Alive or dead, in your face or behind your back there is no escape from the profitable white appropriation of Black folk?
Earlier this year Timothy B. Tyson authored a book titled, The Blood of Emmett Till. The title is spread over the entire cover and is clearly meant as an emotional appeal to a particular audience. A reader is faced with the name and, if one knows American history, the barbaric heartbreak of Till’s Southern suffering. What is hidden behind the sensational title is Tyson’s interview with a woman who is the cause of Till’s tortured demise, but for some reason that isn’t featured in the title.
Published in 2017, prosecution of the elderly white female liar seems unlikely; nevertheless, Tyson is still able to capitalize on Till’s black, tortured body—demonstrated by his name emblazoned across the full cover of this book with no mention of the lethal liar. The woman’s confession, given 10 years or so ago, is not a prospective reader’s initial greeting. “Emmett Till’s liar” seems a more appropriate title; however, his memory takes a beating as yet another white male profit’s for Till’s sake.
The title and book seem to be another violation against Emmett Till’s memory and an appropriation of a Black body to yield profits for whites. Who is left to protect Till’s memory?

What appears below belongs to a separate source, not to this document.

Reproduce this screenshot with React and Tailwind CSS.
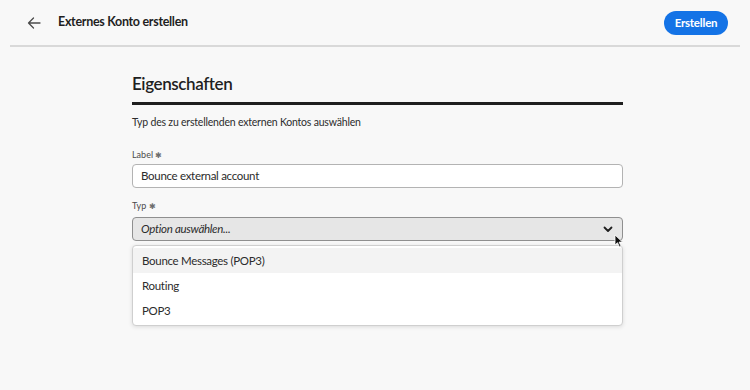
export default function App() {
  const font = { fontFamily: "Lato, 'Noto Sans', sans-serif" };
  return (
    <div className="relative w-[750px] h-[390px] bg-[#f8f8f8] text-[#2c2c2c] overflow-hidden" style={font}>
      {/* Header */}
      <div className="h-[45px] flex items-center pl-[27px] pr-[22px]">
        <svg width="14" height="12" viewBox="0 0 14 12" className="text-[#4b4b4b]">
          <path d="M13 6H1.5M6.5 1L1.5 6l5 5" fill="none" stroke="currentColor" strokeWidth="1.3" strokeLinecap="round" strokeLinejoin="round" />
        </svg>
        <div className="ml-[17px] text-[12.5px] font-bold tracking-[-0.3px] text-[#1f1f1f]">Externes Konto erstellen</div>
        <div className="ml-auto h-[24px] w-[64px] rounded-full bg-[#1473e6] text-white text-[11.5px] font-bold tracking-[-0.2px] flex items-center justify-center">
          Erstellen
        </div>
      </div>
      <div className="mx-[10px] h-[2px] bg-[#d9d9d9]" />

      {/* Content */}
      <div className="flex justify-center pl-[5px]">
        <div className="w-[491px]">
          <div className="mt-[26px] text-[17px] leading-[22px] font-semibold tracking-[-0.4px] text-[#1f1f1f]">Eigenschaften</div>
          <div className="mt-[7px] h-[3px] bg-[#1f1f1f]" />
          <div className="mt-[9px] text-[10.5px] leading-[16px] tracking-[-0.2px] text-[#2c2c2c]">Typ des zu erstellenden externen Kontos auswählen</div>

          <div className="mt-[18px] text-[9px] leading-[14px] text-[#4b4b4b]">
            Label <span className="text-[8px] text-[#6e6e6e]">✱</span>
          </div>
          <div className="mt-[2px] h-[24px] bg-white border border-[#b3b3b3] rounded-[4px] flex items-center pl-[8px] text-[11.5px] tracking-[-0.3px] text-[#2c2c2c]">
            Bounce external account
          </div>

          <div className="mt-[11px] text-[9px] leading-[14px] text-[#4b4b4b]">
            Typ <span className="text-[8px] text-[#6e6e6e]">✱</span>
          </div>
          <div className="mt-[4px] h-[24px] bg-[#e6e6e6] border border-[#8f8f8f] rounded-[4px] flex items-center pl-[8px] pr-[8px] text-[11.5px] tracking-[-0.3px] italic text-[#2c2c2c]">
            <span>Option auswählen...</span>
            <svg width="10" height="7" viewBox="0 0 10 7" className="ml-auto mr-[1px]">
              <path d="M1.5 1.5L5 5l3.5-3.5" fill="none" stroke="#1f1f1f" strokeWidth="1.8" strokeLinecap="round" strokeLinejoin="round" />
            </svg>
          </div>

          <div className="mt-[4px] bg-white border border-[#cfcfcf] rounded-[4px] py-[2px] shadow-[0_1px_4px_rgba(0,0,0,0.12)] text-[11.5px] tracking-[-0.3px] text-[#2c2c2c]">
            <div className="h-[25px] bg-[#f3f3f3] flex items-center pl-[9px]">Bounce Messages (POP3)</div>
            <div className="h-[25px] flex items-center pl-[9px]">Routing</div>
            <div className="h-[25px] flex items-center pl-[9px]">POP3</div>
          </div>
        </div>
      </div>

      {/* Mouse cursor */}
      <svg className="absolute left-[614px] top-[234px]" width="10" height="14" viewBox="0 0 10 14">
        <path d="M1 1v10l2.5-2.3 2 4.3 1.6-.7-2-4.2H8.5z" fill="#111" stroke="#fff" strokeWidth="0.8" strokeLinejoin="round" />
      </svg>
    </div>
  );
}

Within the last two weeks, another blatant egregious appropriation/violation of Black intellect occurred with
the annexation of James Baldwin’s, 1963 book of essays, The Fire Next Time. Baldwin’s image and work are currently enjoying a surge in popularity, including Raoul Peck’s documentary, “I’m Not Your Negro.”
The new version of The Fire Next Time’s official publication date is, April 28, 2017, with the added name, Steve Schapiro. Schapiro, a photographer, has put photos in Baldwin’s book– that most readers have understood for 54 years. Perhaps, like Christopher Columbus, he discovered The Fire Next Time and thought his pictures an acceptable way to appropriate Baldwin’s book to make profits.
It’s one thing to share similar thoughts; it’s something else to convert a book.